Something like this:

http://markoinc.com/chemdryclean.html

You can search for other suppliers, just make sure you use no liquids on the soot - dry cleaning only.


----------



## Vikster (Feb 9, 2013)

joeyhume said:


> how to remove smut from ceiling.
> house was burnt in one room but smut is on all ceiling. looking for a solution


I work for a restoration company and we deal with burn sites all the time . First of all , if your ceiling has an opening for the attic , my advice is same as the others - > tear the ceiling down and rehang because your attic will have smoke smell . If it is a fully closed ceiling , then wipe off soot with a wet sponge and then spray ZINZER ODERLESS or BIN 123 stain blocker and then you can spray your regular flat white after that . That should take care of the smell .


----------



## fourcornerhome (Feb 19, 2008)

I hope this was the bedroom....pics???


----------



## JR Shepstone (Jul 14, 2011)

I have nothing of substance to offer. 

But I must give you credit for the choice of wording in your title. 

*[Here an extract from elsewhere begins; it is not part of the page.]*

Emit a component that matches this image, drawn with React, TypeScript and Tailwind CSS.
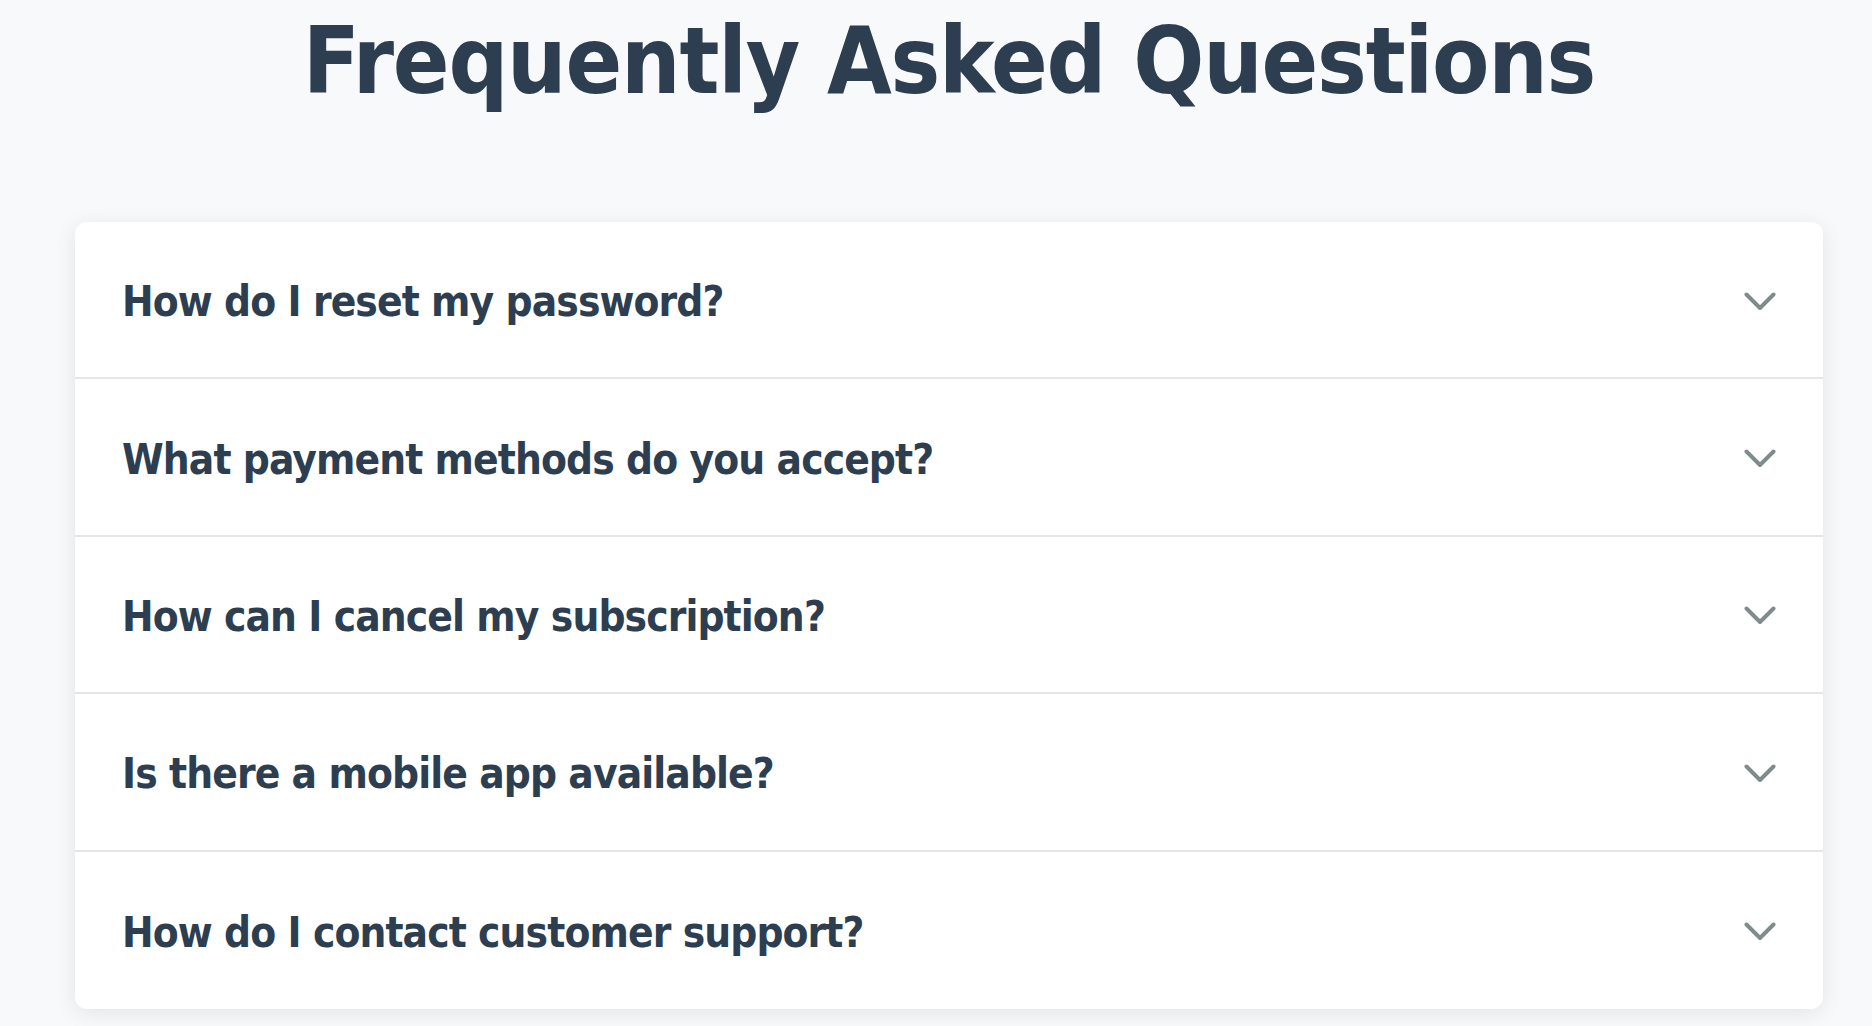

I'm not on the website to be able to see the views this thread has, but it must be through the roof. 

You may not get any good answers, but people are looking.


----------



## CarpenterSFO (Dec 12, 2012)

The title reminds me of a remodeling customer of mine. When her house was on the market (prior to her purchasing it) the walls were covered, in every room, floor to ceiling, with hard core p0rn. She said she watched people come to the open house; they'd go in the house and emerge, looking shocked, 30 seconds later. She and her husband submitted an offer way below offering, in insult territory, and got the house.


----------



## Calidecks (Nov 19, 2011)

I'll bet the former owners were being foreclosed on and the wall covering was a calculated decision.


----------



## ToolNut (Aug 9, 2012)

Teardown would be the absolute last resort, wash a couple times spray bin or the shellac SW primer 2 coats paint. Have done this on several fire clean ups never got a call back. Of course if insurance is willing to cover new ceiling and new insulation go for it.


----------



## hdavis (Feb 14, 2012)

Insurance should have paid out for whatever needs doing, so this is a little puzzling for a question.

Bottom line on this ceiling is if you wet clean it, you'll be taking crud sitting on the surface and getting it into the ceiling. The stink is going to sit there and come up through the unsealed back of the drywall. That doesn't happen with the dry cleaning sponges. Cleaning with the sponges takes longer than grabbing a mop and having at the ceiling, but it gets a lot more of the stink out.

Hot, humid weather will tell whether you got it right or not - that's when any smell will show up the worst.


----------



## Walraven (Jan 24, 2014)

We do smoke damage repair a lot clean as much off with suger soap then oil or shellac based pigmented sealer then two topcoats as normal


----------